Fans of Oculus VR’s virtual reality game headset are furious that the company is being bought by Facebook for $US2 billion.
They seem to believe that Facebook CEO Mark Zuckerberg will mine their spectacular 3D landscapes for user data, and stuff their games full of cheesey ads.
That’s not likely to happen — we’ll explain why later — but that actual reality has yet to dawn on the folks who prefer to live in Oculus’ virtual reality.
Under the official announcement of the deal, a gigantic comments thread — using Facebook’s comment system, ironically! — has filled up with Oculus fans criticising the company for selling out. Here’s a typical reaction:
Tobias Carrier: This means probable integration with Facebook’s existing business models of harvesting all the personal user data they can get their hands then getting it in to the hands of the highest bidder and the government/NSA. Now that level of invasive ness is going to be strapped to my head? Yeah right. Facebook is NOT a gaming company. They are an information harvesting company.
The thread begins like this:
Their ire has been fuelled by Mojang’s Markus “Notch” Persson, the hugely popular maker of 3D desktop building game Minecraft, who announced he was pulling his game from Oculus because of Facebook:
“We were in talks about maybe bringing a version of Minecraft to Oculus. I just cancelled that deal. Facebook creeps me out.”
Persson later wrote:
Facebook is not a game tech company. Facebook has a history of caring about building user numbers, and nothing but building user numbers.

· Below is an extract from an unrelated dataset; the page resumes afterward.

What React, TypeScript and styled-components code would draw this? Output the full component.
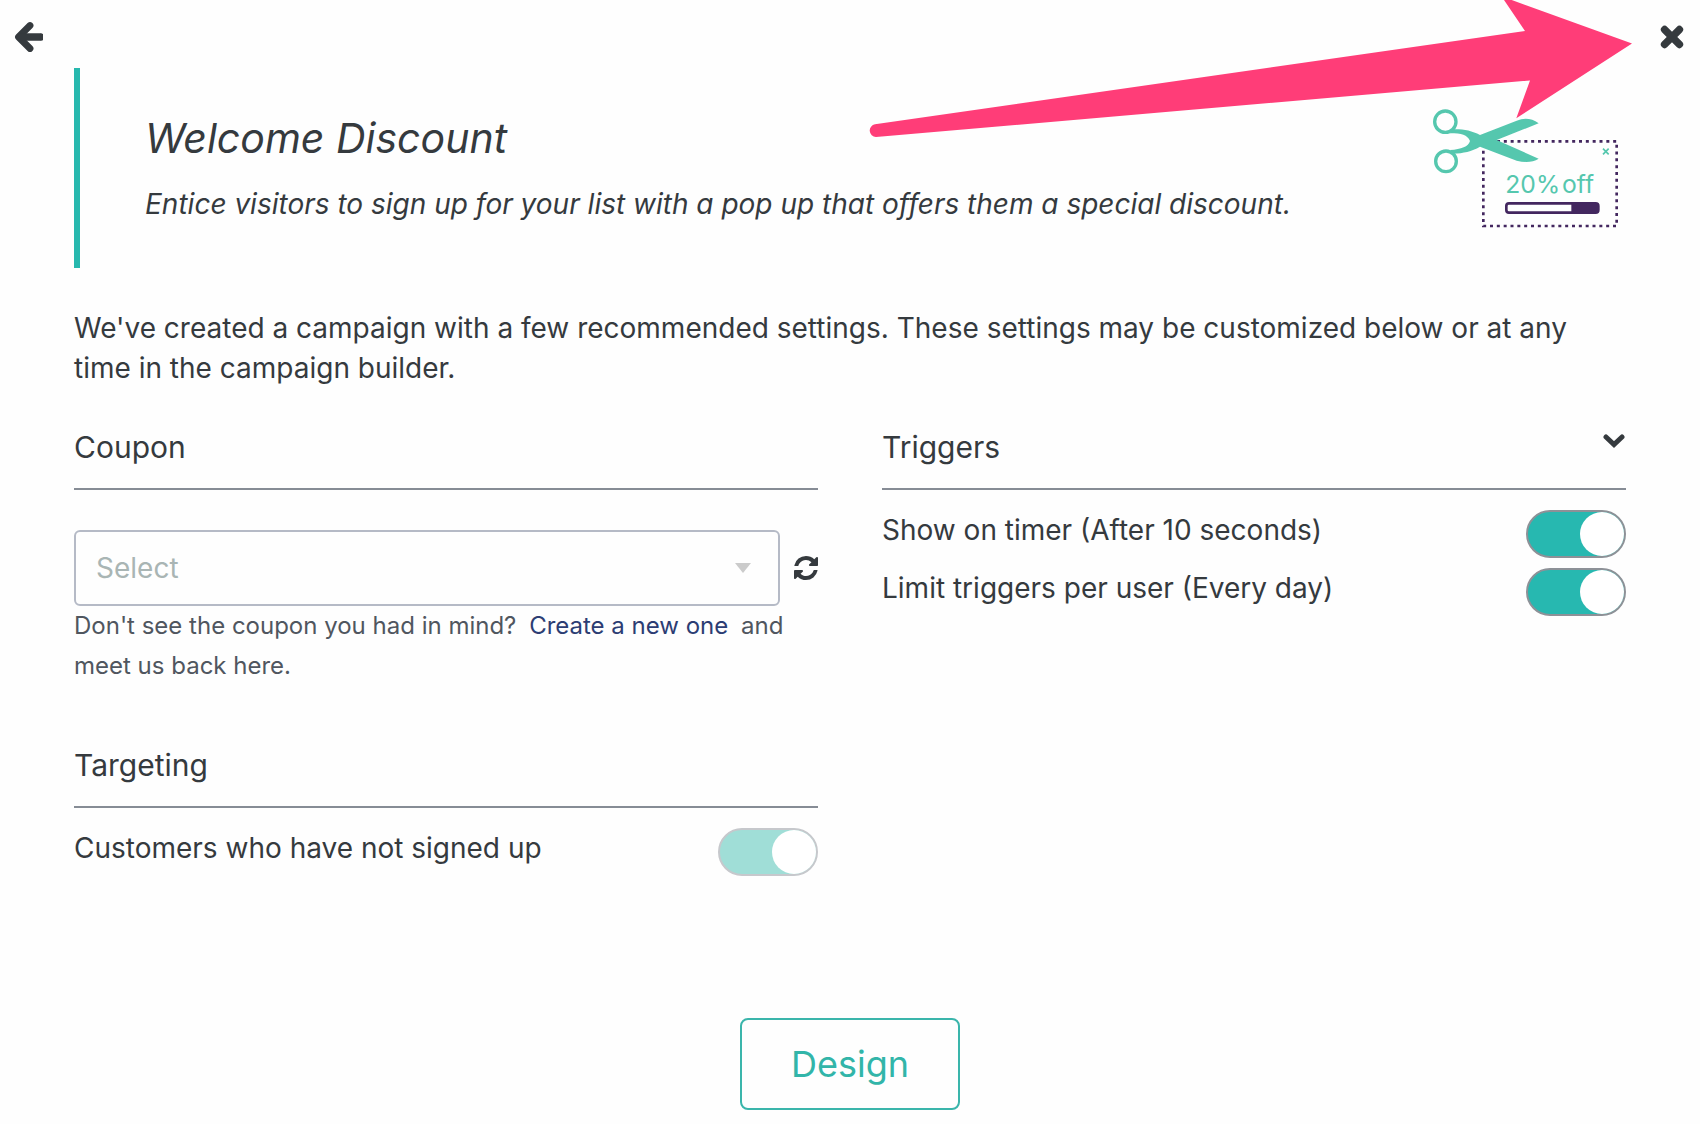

People have made games for Facebook platforms before, and while it worked great for a while, they were stuck in a very unfortunate position when Facebook eventually changed the platform to better fit the social experience they were trying to build.
The odd thing about these criticisms is that Facebook’s track record with acquisitions suggests the opposite will happen. Zuckerberg is very hands-off with the companies he buys, and Facebook is rich enough to allow those companies to continue running at a loss for months or years before they think about trying to find a revenue stream.
Instagram is one example. That company had zero — $US0! — in sales when Facebook bought it. The launch of ads on the platform was delayed several times. And even now, it’s rare to see an ad pop up in your Instagram stream.
WhatsApp, which Facebook bought for $US19 billion, is a better example. The CEO of that company HATES advertising and has almost no interest in collecting data about his users because he grew up in the Soviet Union and learned at an early age to despise the KGB and their domestic spying.
So in terms of Oculus’ future growth, this is good news: The team there will likely be left alone to develop and create for several years.
So why did Facebook buy Oculus if it doesn’t want to fill your virtual stereoscopic world with highly targeted ads? As my colleague Jay Yarow explains, it’s because Oculus has functions that go way beyond games. It’s a platform that can be used any time anyone needs to see something that’s some distance away. As such, it’s an evolution of computing, from desktop to mobile to virtual reality.